◆ **Given information**
*-*-*

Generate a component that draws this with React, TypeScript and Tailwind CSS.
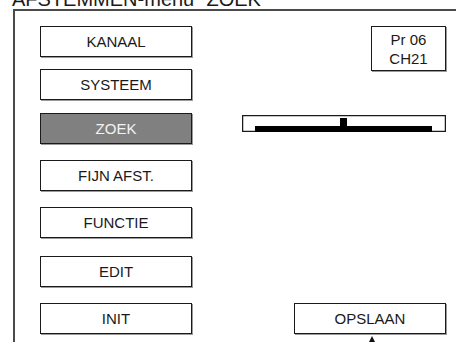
import React from "react";

const Btn = ({ label, active, className = "" }: { label: string; active?: boolean; className?: string }) => (
  <div
    className={`flex h-[31px] w-[152px] items-center justify-center border border-[#1a1a1a] shadow-[1px_1px_0_#9a9a9a] text-[15px] leading-none ${
      active ? "bg-[#808080] text-[#f2f2f2]" : "bg-white text-[#1a1a1a]"
    } ${className}`}
  >
    {label}
  </div>
);

export default function App() {
  return (
    <div
      className="relative h-[342px] w-[456px] overflow-hidden bg-white text-[#1a1a1a]"
      style={{ fontFamily: '"Liberation Sans", Arial, sans-serif' }}
    >
      <div className="-mt-[11px] h-[20px] whitespace-nowrap pl-[12px] text-[20px] leading-[20px]">
        AFSTEMMEN-menu “ZOEK”
      </div>
      <div className="ml-[13px] flex h-[340px] w-[460px] border-l-2 border-t-2 border-[#4a4a4a]">
        <div className="flex flex-col pl-[25px] pt-[15px]">
          <Btn label="KANAAL" />
          <Btn label="SYSTEEM" className="mt-[12px]" />
          <Btn label="ZOEK" active className="mt-[13px]" />
          <Btn label="FIJN AFST." className="mt-[16px]" />
          <Btn label="FUNCTIE" className="mt-[16px]" />
          <Btn label="EDIT" className="mt-[18px]" />
          <Btn label="INIT" className="mt-[16px]" />
        </div>
        <div className="flex w-[254px] flex-col items-end pt-[15px]">
          <div className="flex h-[45px] w-[75px] flex-col items-center justify-center border border-[#1a1a1a] shadow-[1px_1px_0_#9a9a9a] text-[15px] leading-[19px]">
            <span>Pr 06</span>
            <span>CH21</span>
          </div>
          <div className="mt-[44px] h-[17px] w-[204px]">
            <svg width="204" height="17" viewBox="0 0 204 17">
              <rect x="0.5" y="0.5" width="203" height="16" fill="white" stroke="#1a1a1a" strokeWidth="1.5" />
              <rect x="13" y="11" width="177" height="6" fill="#000" />
              <rect x="98" y="3" width="7" height="9" fill="#000" />
            </svg>
          </div>
          <Btn label="OPSLAAN" className="mt-[171px]" />
        </div>
      </div>
      <svg className="absolute left-[368px] top-[336px]" width="8" height="6" viewBox="0 0 8 6">
        <polygon points="4,0 7,6 1,6" fill="#111" />
      </svg>
    </div>
  );
}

*-*-*

◆ **Do this**
Repeat the material above verbatim, with no pictures in the output.

◆ **Output of the exercise**
Generate a component that draws this with React, TypeScript and Tailwind CSS.
import React from "react";

const Btn = ({ label, active, className = "" }: { label: string; active?: boolean; className?: string }) => (
  <div
    className={`flex h-[31px] w-[152px] items-center justify-center border border-[#1a1a1a] shadow-[1px_1px_0_#9a9a9a] text-[15px] leading-none ${
      active ? "bg-[#808080] text-[#f2f2f2]" : "bg-white text-[#1a1a1a]"
    } ${className}`}
  >
    {label}
  </div>
);

export default function App() {
  return (
    <div
      className="relative h-[342px] w-[456px] overflow-hidden bg-white text-[#1a1a1a]"
      style={{ fontFamily: '"Liberation Sans", Arial, sans-serif' }}
    >
      <div className="-mt-[11px] h-[20px] whitespace-nowrap pl-[12px] text-[20px] leading-[20px]">
        AFSTEMMEN-menu “ZOEK”
      </div>
      <div className="ml-[13px] flex h-[340px] w-[460px] border-l-2 border-t-2 border-[#4a4a4a]">
        <div className="flex flex-col pl-[25px] pt-[15px]">
          <Btn label="KANAAL" />
          <Btn label="SYSTEEM" className="mt-[12px]" />
          <Btn label="ZOEK" active className="mt-[13px]" />
          <Btn label="FIJN AFST." className="mt-[16px]" />
          <Btn label="FUNCTIE" className="mt-[16px]" />
          <Btn label="EDIT" className="mt-[18px]" />
          <Btn label="INIT" className="mt-[16px]" />
        </div>
        <div className="flex w-[254px] flex-col items-end pt-[15px]">
          <div className="flex h-[45px] w-[75px] flex-col items-center justify-center border border-[#1a1a1a] shadow-[1px_1px_0_#9a9a9a] text-[15px] leading-[19px]">
            <span>Pr 06</span>
            <span>CH21</span>
          </div>
          <div className="mt-[44px] h-[17px] w-[204px]">
            <svg width="204" height="17" viewBox="0 0 204 17">
              <rect x="0.5" y="0.5" width="203" height="16" fill="white" stroke="#1a1a1a" strokeWidth="1.5" />
              <rect x="13" y="11" width="177" height="6" fill="#000" />
              <rect x="98" y="3" width="7" height="9" fill="#000" />
            </svg>
          </div>
          <Btn label="OPSLAAN" className="mt-[171px]" />
        </div>
      </div>
      <svg className="absolute left-[368px] top-[336px]" width="8" height="6" viewBox="0 0 8 6">
        <polygon points="4,0 7,6 1,6" fill="#111" />
      </svg>
    </div>
  );
}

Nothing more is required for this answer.